= The exercise =
Omit all images, then return the remaining material exactly as it stands.

——

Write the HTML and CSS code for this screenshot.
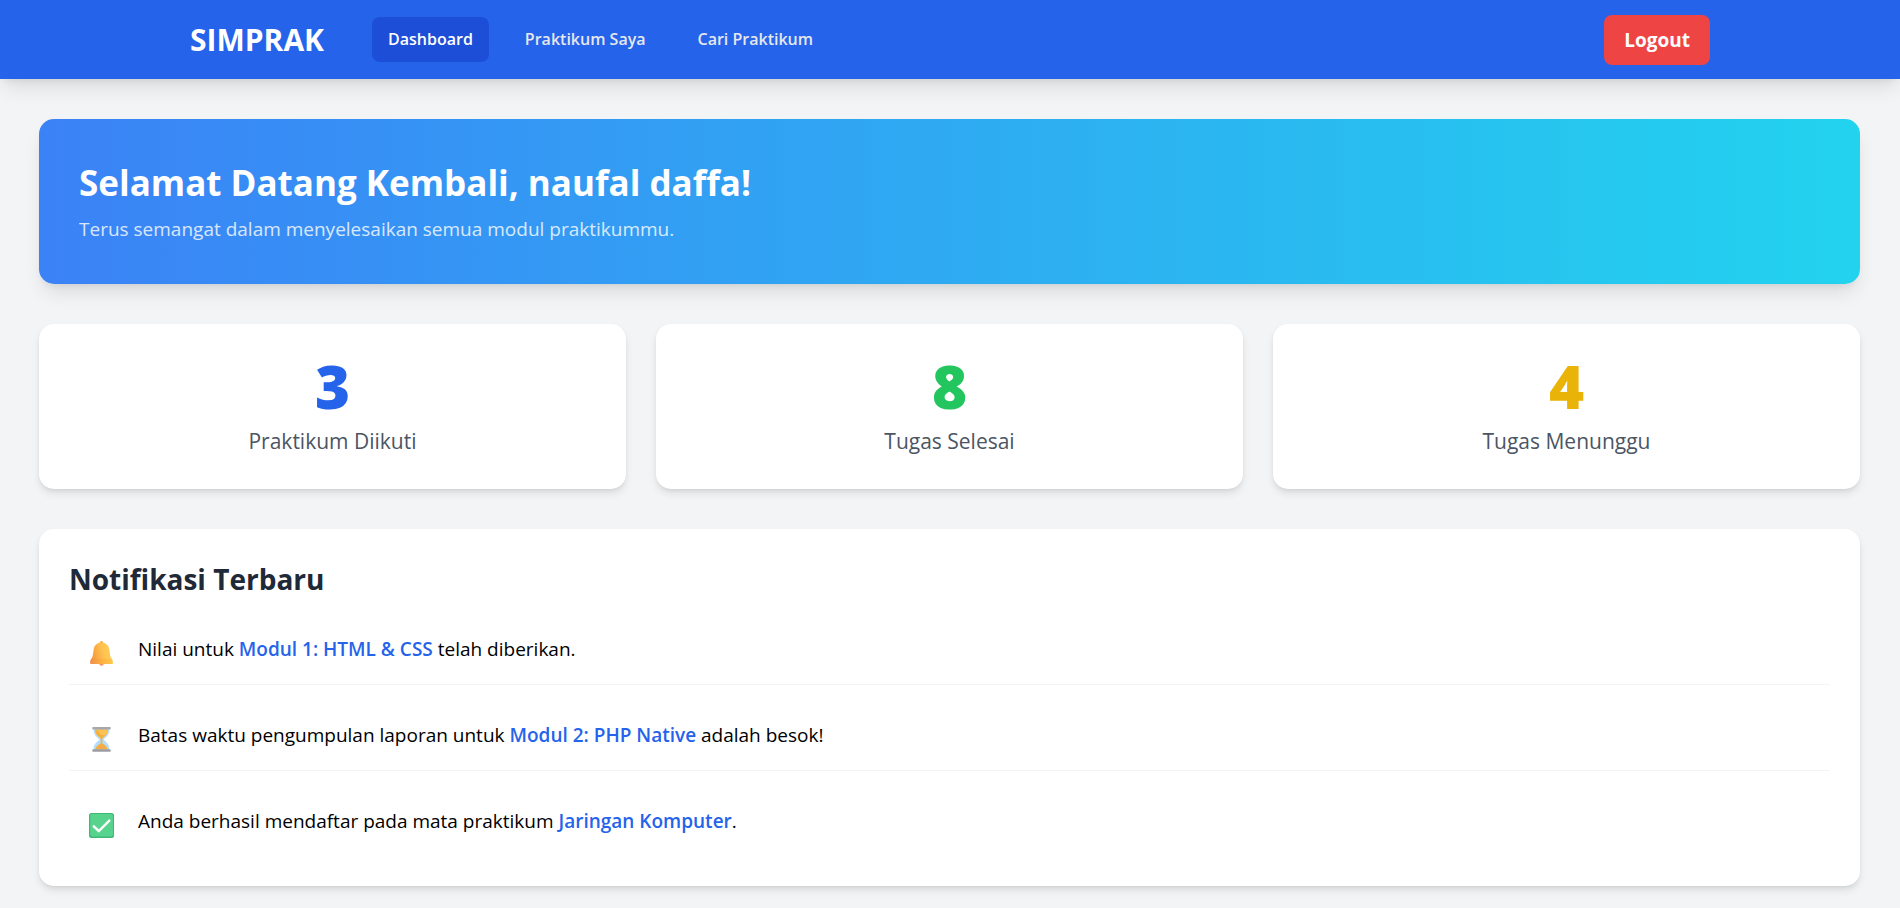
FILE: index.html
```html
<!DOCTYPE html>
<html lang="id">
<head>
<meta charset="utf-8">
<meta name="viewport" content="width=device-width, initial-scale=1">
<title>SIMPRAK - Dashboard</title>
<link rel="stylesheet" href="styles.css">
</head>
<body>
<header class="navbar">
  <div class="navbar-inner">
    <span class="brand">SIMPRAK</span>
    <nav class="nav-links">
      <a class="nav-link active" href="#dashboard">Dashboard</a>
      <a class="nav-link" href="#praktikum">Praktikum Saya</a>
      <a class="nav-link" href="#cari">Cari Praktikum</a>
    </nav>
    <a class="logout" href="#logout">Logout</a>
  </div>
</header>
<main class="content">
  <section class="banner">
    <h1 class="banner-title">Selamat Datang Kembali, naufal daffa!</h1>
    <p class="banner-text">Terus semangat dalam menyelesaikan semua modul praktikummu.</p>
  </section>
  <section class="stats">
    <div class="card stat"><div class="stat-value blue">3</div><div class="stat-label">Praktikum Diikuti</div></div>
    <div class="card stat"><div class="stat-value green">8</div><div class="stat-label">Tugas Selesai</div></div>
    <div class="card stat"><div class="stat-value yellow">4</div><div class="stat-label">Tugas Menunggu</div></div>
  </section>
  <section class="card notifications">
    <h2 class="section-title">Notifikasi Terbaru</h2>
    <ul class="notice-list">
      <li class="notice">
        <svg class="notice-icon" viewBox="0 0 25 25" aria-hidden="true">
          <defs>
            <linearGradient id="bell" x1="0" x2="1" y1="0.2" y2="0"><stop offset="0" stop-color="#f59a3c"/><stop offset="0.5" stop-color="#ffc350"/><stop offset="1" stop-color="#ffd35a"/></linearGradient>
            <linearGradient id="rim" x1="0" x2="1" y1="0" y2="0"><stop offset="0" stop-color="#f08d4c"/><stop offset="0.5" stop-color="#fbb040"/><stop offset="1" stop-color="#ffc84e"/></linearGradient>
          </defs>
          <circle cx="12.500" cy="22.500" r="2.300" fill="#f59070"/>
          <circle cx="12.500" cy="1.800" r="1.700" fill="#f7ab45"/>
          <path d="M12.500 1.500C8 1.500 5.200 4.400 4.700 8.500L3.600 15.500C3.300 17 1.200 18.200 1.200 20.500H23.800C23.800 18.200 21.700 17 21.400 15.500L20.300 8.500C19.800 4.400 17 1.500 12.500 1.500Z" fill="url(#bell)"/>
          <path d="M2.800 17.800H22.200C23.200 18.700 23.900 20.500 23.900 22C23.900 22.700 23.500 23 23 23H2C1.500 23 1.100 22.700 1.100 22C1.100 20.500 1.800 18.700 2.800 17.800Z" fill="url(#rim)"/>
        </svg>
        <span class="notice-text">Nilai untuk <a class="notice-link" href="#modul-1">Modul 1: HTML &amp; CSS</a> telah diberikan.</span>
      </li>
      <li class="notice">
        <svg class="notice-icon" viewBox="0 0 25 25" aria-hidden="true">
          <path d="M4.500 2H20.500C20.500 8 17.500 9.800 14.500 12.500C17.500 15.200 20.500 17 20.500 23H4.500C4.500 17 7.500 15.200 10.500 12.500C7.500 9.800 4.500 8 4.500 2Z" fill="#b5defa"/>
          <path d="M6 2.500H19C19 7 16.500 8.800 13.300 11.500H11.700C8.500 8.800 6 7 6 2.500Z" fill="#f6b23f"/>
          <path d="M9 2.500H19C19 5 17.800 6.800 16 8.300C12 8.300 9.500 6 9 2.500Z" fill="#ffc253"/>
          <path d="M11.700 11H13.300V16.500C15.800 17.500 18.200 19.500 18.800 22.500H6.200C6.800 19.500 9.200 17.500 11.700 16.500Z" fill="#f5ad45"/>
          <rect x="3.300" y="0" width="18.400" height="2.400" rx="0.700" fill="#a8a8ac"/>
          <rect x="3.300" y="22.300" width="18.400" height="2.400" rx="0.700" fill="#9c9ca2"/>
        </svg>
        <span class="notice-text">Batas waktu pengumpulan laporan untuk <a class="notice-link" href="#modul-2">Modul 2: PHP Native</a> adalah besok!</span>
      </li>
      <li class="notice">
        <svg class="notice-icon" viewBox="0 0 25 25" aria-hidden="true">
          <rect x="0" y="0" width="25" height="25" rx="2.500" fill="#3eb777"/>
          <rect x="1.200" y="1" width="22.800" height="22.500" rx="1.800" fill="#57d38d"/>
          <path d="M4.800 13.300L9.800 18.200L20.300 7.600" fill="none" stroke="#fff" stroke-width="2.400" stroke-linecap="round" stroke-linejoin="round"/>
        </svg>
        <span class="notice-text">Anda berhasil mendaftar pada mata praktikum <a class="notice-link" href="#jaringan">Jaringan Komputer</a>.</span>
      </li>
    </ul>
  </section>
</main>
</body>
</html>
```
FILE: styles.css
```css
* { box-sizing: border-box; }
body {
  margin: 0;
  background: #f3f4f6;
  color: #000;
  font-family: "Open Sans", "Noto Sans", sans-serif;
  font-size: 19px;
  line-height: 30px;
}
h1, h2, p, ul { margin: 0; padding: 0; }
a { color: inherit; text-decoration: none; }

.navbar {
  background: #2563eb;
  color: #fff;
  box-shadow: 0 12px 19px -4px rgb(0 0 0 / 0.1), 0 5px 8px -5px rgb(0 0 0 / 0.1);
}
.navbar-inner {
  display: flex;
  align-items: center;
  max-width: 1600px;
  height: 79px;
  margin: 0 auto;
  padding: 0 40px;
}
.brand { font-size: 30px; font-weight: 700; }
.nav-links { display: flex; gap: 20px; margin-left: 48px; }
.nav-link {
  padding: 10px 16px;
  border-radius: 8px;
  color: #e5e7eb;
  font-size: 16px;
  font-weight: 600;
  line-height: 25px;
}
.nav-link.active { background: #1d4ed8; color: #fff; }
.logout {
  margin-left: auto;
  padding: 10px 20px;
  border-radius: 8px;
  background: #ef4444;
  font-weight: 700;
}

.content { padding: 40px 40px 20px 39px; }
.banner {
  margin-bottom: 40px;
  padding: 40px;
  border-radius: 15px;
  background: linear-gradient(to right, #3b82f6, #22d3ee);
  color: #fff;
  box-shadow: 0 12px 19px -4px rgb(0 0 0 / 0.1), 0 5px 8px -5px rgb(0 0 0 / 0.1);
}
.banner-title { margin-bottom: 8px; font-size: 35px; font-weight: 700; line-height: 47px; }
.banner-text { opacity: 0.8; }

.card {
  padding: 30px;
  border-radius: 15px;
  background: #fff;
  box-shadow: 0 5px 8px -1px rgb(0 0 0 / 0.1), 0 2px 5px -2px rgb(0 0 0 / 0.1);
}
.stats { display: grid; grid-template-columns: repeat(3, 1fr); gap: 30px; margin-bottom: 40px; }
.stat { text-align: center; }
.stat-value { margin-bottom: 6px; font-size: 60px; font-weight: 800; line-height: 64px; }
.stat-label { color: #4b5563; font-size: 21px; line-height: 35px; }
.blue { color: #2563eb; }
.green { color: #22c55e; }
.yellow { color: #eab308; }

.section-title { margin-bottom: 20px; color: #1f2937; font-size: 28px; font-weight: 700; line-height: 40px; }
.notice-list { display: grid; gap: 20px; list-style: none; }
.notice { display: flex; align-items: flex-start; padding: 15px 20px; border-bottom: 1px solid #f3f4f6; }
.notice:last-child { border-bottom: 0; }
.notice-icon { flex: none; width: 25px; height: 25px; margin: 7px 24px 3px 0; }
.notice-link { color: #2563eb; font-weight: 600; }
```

——

= Exercise solution =
Write the HTML and CSS code for this screenshot.
FILE: index.html
```html
<!DOCTYPE html>
<html lang="id">
<head>
<meta charset="utf-8">
<meta name="viewport" content="width=device-width, initial-scale=1">
<title>SIMPRAK - Dashboard</title>
<link rel="stylesheet" href="styles.css">
</head>
<body>
<header class="navbar">
  <div class="navbar-inner">
    <span class="brand">SIMPRAK</span>
    <nav class="nav-links">
      <a class="nav-link active" href="#dashboard">Dashboard</a>
      <a class="nav-link" href="#praktikum">Praktikum Saya</a>
      <a class="nav-link" href="#cari">Cari Praktikum</a>
    </nav>
    <a class="logout" href="#logout">Logout</a>
  </div>
</header>
<main class="content">
  <section class="banner">
    <h1 class="banner-title">Selamat Datang Kembali, naufal daffa!</h1>
    <p class="banner-text">Terus semangat dalam menyelesaikan semua modul praktikummu.</p>
  </section>
  <section class="stats">
    <div class="card stat"><div class="stat-value blue">3</div><div class="stat-label">Praktikum Diikuti</div></div>
    <div class="card stat"><div class="stat-value green">8</div><div class="stat-label">Tugas Selesai</div></div>
    <div class="card stat"><div class="stat-value yellow">4</div><div class="stat-label">Tugas Menunggu</div></div>
  </section>
  <section class="card notifications">
    <h2 class="section-title">Notifikasi Terbaru</h2>
    <ul class="notice-list">
      <li class="notice">
        <svg class="notice-icon" viewBox="0 0 25 25" aria-hidden="true">
          <defs>
            <linearGradient id="bell" x1="0" x2="1" y1="0.2" y2="0"><stop offset="0" stop-color="#f59a3c"/><stop offset="0.5" stop-color="#ffc350"/><stop offset="1" stop-color="#ffd35a"/></linearGradient>
            <linearGradient id="rim" x1="0" x2="1" y1="0" y2="0"><stop offset="0" stop-color="#f08d4c"/><stop offset="0.5" stop-color="#fbb040"/><stop offset="1" stop-color="#ffc84e"/></linearGradient>
          </defs>
          <circle cx="12.500" cy="22.500" r="2.300" fill="#f59070"/>
          <circle cx="12.500" cy="1.800" r="1.700" fill="#f7ab45"/>
          <path d="M12.500 1.500C8 1.500 5.200 4.400 4.700 8.500L3.600 15.500C3.300 17 1.200 18.200 1.200 20.500H23.800C23.800 18.200 21.700 17 21.400 15.500L20.300 8.500C19.800 4.400 17 1.500 12.500 1.500Z" fill="url(#bell)"/>
          <path d="M2.800 17.800H22.200C23.200 18.700 23.900 20.500 23.900 22C23.900 22.700 23.500 23 23 23H2C1.500 23 1.100 22.700 1.100 22C1.100 20.500 1.800 18.700 2.800 17.800Z" fill="url(#rim)"/>
        </svg>
        <span class="notice-text">Nilai untuk <a class="notice-link" href="#modul-1">Modul 1: HTML &amp; CSS</a> telah diberikan.</span>
      </li>
      <li class="notice">
        <svg class="notice-icon" viewBox="0 0 25 25" aria-hidden="true">
          <path d="M4.500 2H20.500C20.500 8 17.500 9.800 14.500 12.500C17.500 15.200 20.500 17 20.500 23H4.500C4.500 17 7.500 15.200 10.500 12.500C7.500 9.800 4.500 8 4.500 2Z" fill="#b5defa"/>
          <path d="M6 2.500H19C19 7 16.500 8.800 13.300 11.500H11.700C8.500 8.800 6 7 6 2.500Z" fill="#f6b23f"/>
          <path d="M9 2.500H19C19 5 17.800 6.800 16 8.300C12 8.300 9.500 6 9 2.500Z" fill="#ffc253"/>
          <path d="M11.700 11H13.300V16.500C15.800 17.500 18.200 19.500 18.800 22.500H6.200C6.800 19.500 9.200 17.500 11.700 16.500Z" fill="#f5ad45"/>
          <rect x="3.300" y="0" width="18.400" height="2.400" rx="0.700" fill="#a8a8ac"/>
          <rect x="3.300" y="22.300" width="18.400" height="2.400" rx="0.700" fill="#9c9ca2"/>
        </svg>
        <span class="notice-text">Batas waktu pengumpulan laporan untuk <a class="notice-link" href="#modul-2">Modul 2: PHP Native</a> adalah besok!</span>
      </li>
      <li class="notice">
        <svg class="notice-icon" viewBox="0 0 25 25" aria-hidden="true">
          <rect x="0" y="0" width="25" height="25" rx="2.500" fill="#3eb777"/>
          <rect x="1.200" y="1" width="22.800" height="22.500" rx="1.800" fill="#57d38d"/>
          <path d="M4.800 13.300L9.800 18.200L20.300 7.600" fill="none" stroke="#fff" stroke-width="2.400" stroke-linecap="round" stroke-linejoin="round"/>
        </svg>
        <span class="notice-text">Anda berhasil mendaftar pada mata praktikum <a class="notice-link" href="#jaringan">Jaringan Komputer</a>.</span>
      </li>
    </ul>
  </section>
</main>
</body>
</html>
```
FILE: styles.css
```css
* { box-sizing: border-box; }
body {
  margin: 0;
  background: #f3f4f6;
  color: #000;
  font-family: "Open Sans", "Noto Sans", sans-serif;
  font-size: 19px;
  line-height: 30px;
}
h1, h2, p, ul { margin: 0; padding: 0; }
a { color: inherit; text-decoration: none; }

.navbar {
  background: #2563eb;
  color: #fff;
  box-shadow: 0 12px 19px -4px rgb(0 0 0 / 0.1), 0 5px 8px -5px rgb(0 0 0 / 0.1);
}
.navbar-inner {
  display: flex;
  align-items: center;
  max-width: 1600px;
  height: 79px;
  margin: 0 auto;
  padding: 0 40px;
}
.brand { font-size: 30px; font-weight: 700; }
.nav-links { display: flex; gap: 20px; margin-left: 48px; }
.nav-link {
  padding: 10px 16px;
  border-radius: 8px;
  color: #e5e7eb;
  font-size: 16px;
  font-weight: 600;
  line-height: 25px;
}
.nav-link.active { background: #1d4ed8; color: #fff; }
.logout {
  margin-left: auto;
  padding: 10px 20px;
  border-radius: 8px;
  background: #ef4444;
  font-weight: 700;
}

.content { padding: 40px 40px 20px 39px; }
.banner {
  margin-bottom: 40px;
  padding: 40px;
  border-radius: 15px;
  background: linear-gradient(to right, #3b82f6, #22d3ee);
  color: #fff;
  box-shadow: 0 12px 19px -4px rgb(0 0 0 / 0.1), 0 5px 8px -5px rgb(0 0 0 / 0.1);
}
.banner-title { margin-bottom: 8px; font-size: 35px; font-weight: 700; line-height: 47px; }
.banner-text { opacity: 0.8; }

.card {
  padding: 30px;
  border-radius: 15px;
  background: #fff;
  box-shadow: 0 5px 8px -1px rgb(0 0 0 / 0.1), 0 2px 5px -2px rgb(0 0 0 / 0.1);
}
.stats { display: grid; grid-template-columns: repeat(3, 1fr); gap: 30px; margin-bottom: 40px; }
.stat { text-align: center; }
.stat-value { margin-bottom: 6px; font-size: 60px; font-weight: 800; line-height: 64px; }
.stat-label { color: #4b5563; font-size: 21px; line-height: 35px; }
.blue { color: #2563eb; }
.green { color: #22c55e; }
.yellow { color: #eab308; }

.section-title { margin-bottom: 20px; color: #1f2937; font-size: 28px; font-weight: 700; line-height: 40px; }
.notice-list { display: grid; gap: 20px; list-style: none; }
.notice { display: flex; align-items: flex-start; padding: 15px 20px; border-bottom: 1px solid #f3f4f6; }
.notice:last-child { border-bottom: 0; }
.notice-icon { flex: none; width: 25px; height: 25px; margin: 7px 24px 3px 0; }
.notice-link { color: #2563eb; font-weight: 600; }
```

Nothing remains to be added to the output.